PhD Scholarship in Engineering (Fluid Dynamics) 2011

An APA(I) scholarship is available for a motivated student to join a multidisciplinary team researching the engineering and biological implications of freshwater biofouling in hydroelectric power scheme conduits. The student will be based in the Centre for Renewable Energy and Power Systems in the School of Engineering at the University of Tasmania. There may also be opportunities to gain experience with the industry partner, Hydro Tasmania.

We are seeking a PhD candidate with a background in fluid mechanics. The candidate should have an Honours degree (1 or 2A) in Civil, Mechanical or Environmental Engineering or a Masters degree in the same areas. The tax-free stipend will be $31,000 per annum for 3 years with a possible extension of 6 months. Relocation assistance may also be provided.

The multidisciplinary team draws on specialists in fluid mechanics, plant science and spatial information science. The research will involve the development of a new lab facility for investigating biofouling in pipes, as well as using an existing water tunnel and laser measuring system. The project will also involve extensive field work at Hydro Tasmania sites.

We seek a highly motivated PhD student interested in working closely with industryto be part of this dynamic research team. Interested candidates should contact Dr Jane Sargison ( or 03 62267665) for more information and an application form.

Project overview: Freshwater biofouling of hydraulic conduits: impact, mitigation, and control, and the consequences of Climate Change

Biofouling, the growth of nuisance bacteria or algae, is a significant problem in canals and pipelines and causes efficiency losses of up to 10% in hydroelectric power systems. This project aims to develop strategies to maximise renewable electricity production through biofouling mitigation. It will move our understanding of frictional wall flows from typical engineering roughness to more complex interacting organic surfaces, a critical contribution to scientific knowledge. The potential impacts of climate change on the development of biofouling and its impact on operation will also be studied. The data will be applied to improve design methods for conduits and provide industry with tools to identify strategic areas for treatment.
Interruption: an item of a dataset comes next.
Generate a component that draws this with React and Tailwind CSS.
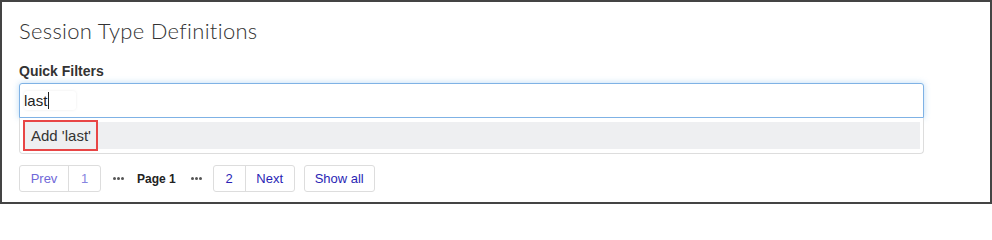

The Engineering PhD student will investigate:

  • The mechanisms of interaction of pipeline biofilms with the near wall flow with the objectives of reducing head losses and improving efficiency to increase renewable energy generation; and
  • The impact that projected Climate Change will have on open and closed conduits, which will include modelling the expected performance of the assets based on the research findings.